I remember a time when I would come home and wonder if someone had called me. The wondering was fun, exciting. I could daydream about what the conversation would have been like if I had been home to answer the phone. Maybe he called a hundred times. Maybe just once. He could have without any embarrassment because I wouldn’t have known any better. Those were the days before caller ID.
Not so much today. We know exactly how many times someone has called because we check the caller ID. We know the exact times. We know if they left a message. We know everything. But where is the wonder? Where is the excitement in knowing?
We live in a time of instant gratification. We want everything and we want it now. People don’t chat in the checkout line because the customers stomp their feet in protest of having to wait. Get more people behind the registers! Stat!
How many times have we called someone’s home only to roll our eyes when they don’t answer? How could they not be there? We immediately call their cell phones. Still no answer? Send them a text message. Find out if they’re on Facebook. Where could they be? It’s been a whole three minutes!
Writing is the same way nowadays. We want our stories published and we want it done today. What happened to the times when we waited it out? When we waited for our stories to reach a standard that deserved to be published?
I’m just as guilty as the next person. I want my stories published, and I want those books on the shelves immediately. But am I truly ready? Granted, I have only sent out one query in the last year, but I still expect someone to arrive on my doorstep with a gigantic check, roses and champagne, telling me that my books are the best out there.
I love to write. I love to create stories in my mind and see them on paper or the computer screen. I love my characters, and they become real to me. But, I gyp them. I create them and love them and wish the best for them, and then I send them on their merry way, far away from me. I certainly don’t like to fix their problems. I don’t like to see the holes in the story. Let’s face it. I don’t like to revise.
Some masochists out there love to get down and dirty and completely restructure their stories. Some decide to even switch the POV or even move from a first person narrative to the third person. I can’t stand these people.
I’m only partly joking. Those are the people who stick with their story and see their characters through their problems together. I’m jealous. That’s the simple truth.
Part of the problem is wanting to get published right away. And so I give up on the book I just finished and start another one because it’s much easier for me to create new characters and fresh problems than to fix the ones in unrevised books.
Because we want everything immediately. We want things to be easy. Life shouldn’t be hard. It shouldn’t be complicated. But isn’t making it to the goal more exciting when we hurdle the obstacles?

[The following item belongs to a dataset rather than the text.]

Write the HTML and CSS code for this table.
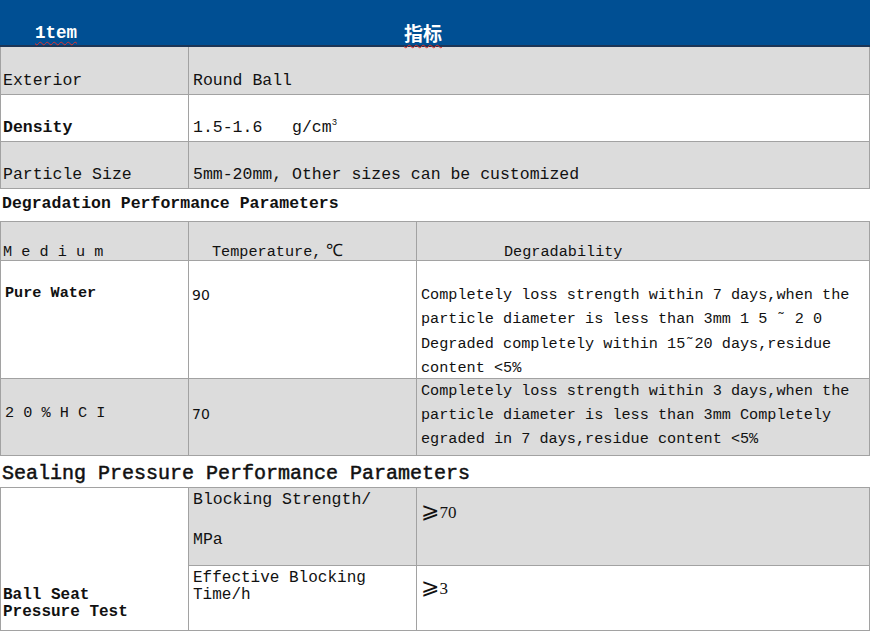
FILE: index.html
```html
<!DOCTYPE html>
<html>
<head>
<meta charset="utf-8">
<link rel="stylesheet" href="styles.css">
</head>
<body>
<div class="page">
  <div class="head">
    <span class="h-item">1tem</span>
    <span class="h-cn">指标</span>
  </div>
  <table class="t1">
    <colgroup><col class="c1"><col></colgroup>
    <tr class="gray"><td>Exterior</td><td class="v">Round Ball</td></tr>
    <tr><td class="b">Density</td><td class="v">1.5-1.6   g/cm<sup>3</sup></td></tr>
    <tr class="gray"><td>Particle Size</td><td class="v">5mm-20mm, Other sizes can be customized</td></tr>
  </table>
  <div class="sec1">Degradation Performance Parameters</div>
  <table class="t2">
    <colgroup><col class="c1"><col class="c2"><col></colgroup>
    <tr class="gray hdr">
      <td>M e d i u m</td>
      <td class="temp">Temperature,<span class="deg-c">℃</span></td>
      <td class="degh">Degradability</td>
    </tr>
    <tr class="r1">
      <td class="b pw">Pure Water</td>
      <td class="num n1">90</td>
      <td class="deg"><div class="lines">Completely loss strength within 7 days,when the
particle diameter is less than 3mm 1 5 ˜ 2 0
Degraded completely within 15˜20 days,residue
content &lt;5%</div></td>
    </tr>
    <tr class="gray r2">
      <td class="hcl">2 0 % H C I</td>
      <td class="num n2">70</td>
      <td class="deg2">Completely loss strength within 3 days,when the
particle diameter is less than 3mm Completely
egraded in 7 days,residue content &lt;5%</td>
    </tr>
  </table>
  <div class="sec2">Sealing Pressure Performance Parameters</div>
  <table class="t3">
    <colgroup><col class="c1"><col class="c2"><col></colgroup>
    <tr class="s1">
      <td rowspan="2" class="b ball">Ball Seat<br>Pressure Test</td>
      <td class="gray bs">Blocking Strength/<br><br>MPa</td>
      <td class="gray val v1"><span class="ge">⩾</span>70</td>
    </tr>
    <tr class="s2">
      <td class="eb">Effective Blocking<br>Time/h</td>
      <td class="val v2"><span class="ge">⩾</span>3</td>
    </tr>
  </table>
</div>
</body>
</html>
```
FILE: styles.css
```css
html, body {
  margin: 0;
  padding: 0;
  background: #ffffff;
}
.page {
  width: 871px;
  font-family: "Liberation Mono", "DejaVu Sans Mono", monospace;
  color: #111;
}
.head {
  box-sizing: border-box;
  width: 870px;
  height: 47px;
  background: #004f93;
  border-bottom: 2px solid #1c3556;
  display: flex;
  align-items: flex-end;
  color: #fff;
  font-weight: bold;
  padding-bottom: 2px;
}
.h-item, .h-cn {
  text-decoration: underline wavy #e0302a;
  text-decoration-thickness: 1px;
  text-underline-offset: 3px;
  line-height: 20px;
}
.h-item {
  font-size: 17.5px;
  margin-left: 35px;
}
.h-cn {
  font-family: "Noto Sans CJK SC", sans-serif;
  font-size: 19px;
  margin-left: 327px;
}
table {
  border-collapse: collapse;
  table-layout: fixed;
  width: 870px;
}
td {
  border: 1px solid #a2a2a2;
  padding: 0;
  white-space: pre;
}
.c1 { width: 188px; }
.c2 { width: 228px; }
.gray td, td.gray { background: #dcdcdc; }
.b { font-weight: bold; }

.t1 td {
  height: 47px;
  font-size: 16.5px;
  line-height: 20px;
  vertical-align: bottom;
  padding: 0 0 3px 2px;
  box-sizing: border-box;
}
.t1 tr:first-child td { border-top: none; }
.t1 td.v { padding-left: 4px; }
sup { font-size: 9px; vertical-align: 7px; line-height: 0; }

.sec1 {
  font-weight: bold;
  font-size: 16.5px;
  line-height: 20px;
  padding: 5px 0 7px 2px;
}
.t2 { font-size: 15.2px; }
.t2 .hdr td {
  height: 39px;
  box-sizing: border-box;
  vertical-align: bottom;
  line-height: 16px;
  padding: 0 0 0 2px;
}
.t2 .hdr td.temp { padding-left: 23px; }
.t2 .hdr td.degh { padding-left: 87px; }
.deg-c { margin-left: 5px; font-size: 17px; }
.t2 .r1 td {
  height: 118px;
  box-sizing: border-box;
  vertical-align: top;
}
.t2 td.pw { padding: 22px 0 0 4px; line-height: 20px; }
.num {
  font-family: "DejaVu Sans", sans-serif;
  font-size: 14px;
  line-height: 20px;
  padding-left: 3px !important;
}
.t2 td.n1 { padding-top: 24px; }
.t2 td.deg { padding: 22px 0 0 4px; }
.lines {
  line-height: 24.5px;
  margin-bottom: -6px;
}
.t2 .r2 td {
  height: 77px;
  box-sizing: border-box;
  vertical-align: top;
}
.t2 td.hcl { padding: 24px 0 0 4px; line-height: 20px; }
.t2 td.n2 { padding-top: 25px; }
.t2 td.deg2 { padding: 0 0 0 4px; line-height: 24px; }

.sec2 {
  font-size: 20px;
  line-height: 26px;
  padding: 5px 0 0 2px;
  height: 26px;
  -webkit-text-stroke: 0.5px #111;
}
.t3 { font-size: 16.5px; }
.t3 td { vertical-align: top; box-sizing: border-box; }
.t3 .s1 td { height: 78px; }
.t3 .s2 td { height: 65px; }
.t3 td.ball {
  vertical-align: bottom;
  font-size: 16px;
  line-height: 17.5px;
  padding: 0 0 8px 2px;
  background: #fff;
}
.t3 td.bs { line-height: 20px; padding: 2px 0 0 4px; }
.t3 td.eb { font-size: 16px; line-height: 17.5px; padding: 4px 0 0 4px; }
.val {
  font-family: "Liberation Serif", serif;
  font-size: 17px;
  line-height: 20px;
  padding-left: 4px !important;
}
.t3 td.v1 { padding-top: 13px; }
.t3 td.v2 { padding-top: 11px; }
.ge {
  font-family: "DejaVu Sans", sans-serif;
  font-size: 22px;
  line-height: 20px;
}
```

It’s sad, really. How much are we missing in a world where we have everything at our fingertips? There’s no time to relax. There’s no time to appreciate life and the world around us because we’re too busy texting someone who hasn’t bothered to call us back after two minutes. We’re too busy complaining about standing in line with three other people to appreciate getting to know a stranger. Maybe that stranger would have become a friend in another time. A less hectic time. A time where we might have been content to wait together.